60-Second Science

Earth-Like World May Be Just 13 Light-Years Away

Researchers estimate that 6 percent of red dwarf stars may be orbited by Earth-like planets, including a candidate 13 light-years off. Karen Hopkin reports

Astronomers have searched far and wide for planets that are the right size and in the right place to support life. Well, maybe they should have set their sights a little closer to home. Because a new study suggests that there may be Earth-like planets just 13 light-years away. The results will be published in The Astrophysical Journal. [Courtney D. Dressing and David Charbonneau, The Occurrence Rate of Small Planets around Small Stars]

To look for worlds that are about the same size as our own, scientists focused their attention, and the planet-seeking Kepler telescope, on red dwarves. These stars are about a third the size of our sun, which is a plus for detecting planets, because an Earth-size body would block more of a smaller star’s light, making it easier to spot.

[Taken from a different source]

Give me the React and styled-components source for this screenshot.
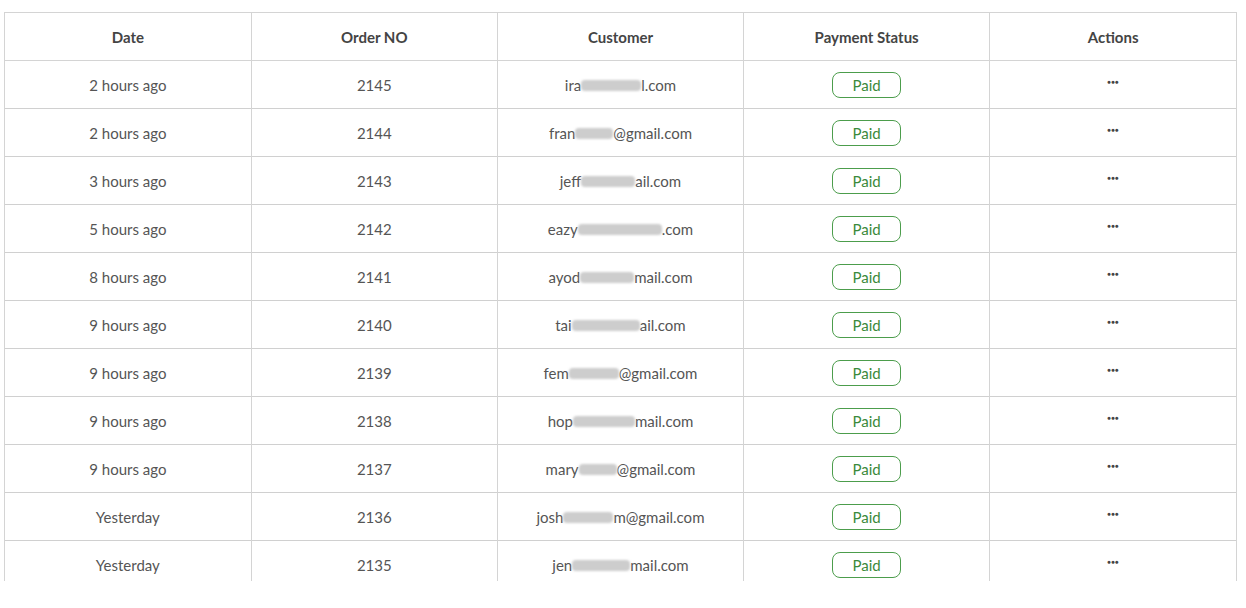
import styled, { createGlobalStyle } from 'styled-components'

const GlobalStyle = createGlobalStyle`
    body {
        margin: 0;
        background: #fff;
        font-family: Lato, "Open Sans", sans-serif;
    }
`

const Page = styled.div`
    padding: 12px 9px 0 4px;
`
const Frame = styled.div`
    height: 568px;
    overflow: hidden;
    border: 1px solid #d4d4d4;
    border-bottom: none;
`
const Table = styled.table`
    width: 100%;
    border-collapse: collapse;
    table-layout: fixed;
`
const Head = styled.th`
    height: 47px;
    padding: 0;
    font-size: 15px;
    font-weight: 700;
    color: #444;
    text-align: center;
    border-bottom: 1px solid #d4d4d4;
    & + & {
        border-left: 1px solid #d4d4d4;
    }
`
const Row = styled.tr`
    border-bottom: 1px solid #d0d0d0;
`
const Cell = styled.td`
    height: 47px;
    padding: 0;
    font-size: 15px;
    line-height: 18px;
    color: #555;
    text-align: center;
    vertical-align: middle;
    & + & {
        border-left: 1px solid #d4d4d4;
    }
`
const Email = styled.span`
    display: inline-flex;
    align-items: center;
    white-space: nowrap;
`
const Smudge = styled.span`
    display: inline-block;
    width: ${p => p.$w}px;
    height: 11px;
    margin-top: 2px;
    background: #cdcdcd;
    border-radius: 4px;
    filter: blur(1.3px);
`
const Badge = styled.span`
    display: inline-flex;
    align-items: center;
    justify-content: center;
    width: 67px;
    height: 24px;
    border: 1px solid #4c9d4c;
    border-radius: 8px;
    color: #3b8a3b;
    font-size: 15px;
`
const Dots = styled.span`
    display: inline-block;
    font-size: 6px;
    letter-spacing: 0.3px;
    color: #444;
    transform: translateY(-5px);
`

const orders = [
    { date: '2 hours ago', no: 2145, pre: 'ira', w: 60, post: 'l.com' },
    { date: '2 hours ago', no: 2144, pre: 'fran', w: 38, post: '@gmail.com' },
    { date: '3 hours ago', no: 2143, pre: 'jeff', w: 54, post: 'ail.com' },
    { date: '5 hours ago', no: 2142, pre: 'eazy', w: 84, post: '.com' },
    { date: '8 hours ago', no: 2141, pre: 'ayod', w: 54, post: 'mail.com' },
    { date: '9 hours ago', no: 2140, pre: 'tai', w: 68, post: 'ail.com' },
    { date: '9 hours ago', no: 2139, pre: 'fem', w: 50, post: '@gmail.com' },
    { date: '9 hours ago', no: 2138, pre: 'hop', w: 62, post: 'mail.com' },
    { date: '9 hours ago', no: 2137, pre: 'mary', w: 38, post: '@gmail.com' },
    { date: 'Yesterday', no: 2136, pre: 'josh', w: 50, post: 'm@gmail.com' },
    { date: 'Yesterday', no: 2135, pre: 'jen', w: 58, post: 'mail.com' },
]

const App = () => {
    return (
        <Page>
            <GlobalStyle />
            <Frame>
                <Table>
                    <thead>
                        <tr>
                            <Head>Date</Head>
                            <Head>Order NO</Head>
                            <Head>Customer</Head>
                            <Head>Payment Status</Head>
                            <Head>Actions</Head>
                        </tr>
                    </thead>
                    <tbody>
                        {orders.map(o => (
                            <Row key={o.no}>
                                <Cell>{o.date}</Cell>
                                <Cell>{o.no}</Cell>
                                <Cell>
                                    <Email>{o.pre}<Smudge $w={o.w} />{o.post}</Email>
                                </Cell>
                                <Cell><Badge>Paid</Badge></Cell>
                                <Cell><Dots>●●●</Dots></Cell>
                            </Row>
                        ))}
                    </tbody>
                </Table>
            </Frame>
        </Page>
    )
}

export default App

Looking at the red dwarves that have already been ‘scoped out by Kepler, the scientists discovered that 60 percent of them have planets smaller than Neptune, and 6 percent have planets as warm and cozy as our beloved Earth.

Now, three out of every four stars in our galaxy is a red dwarf. So if some four billion stars in our neighborhood alone shine on an Earth-like planet, our extrasolar backyard may turn be a pretty lively place.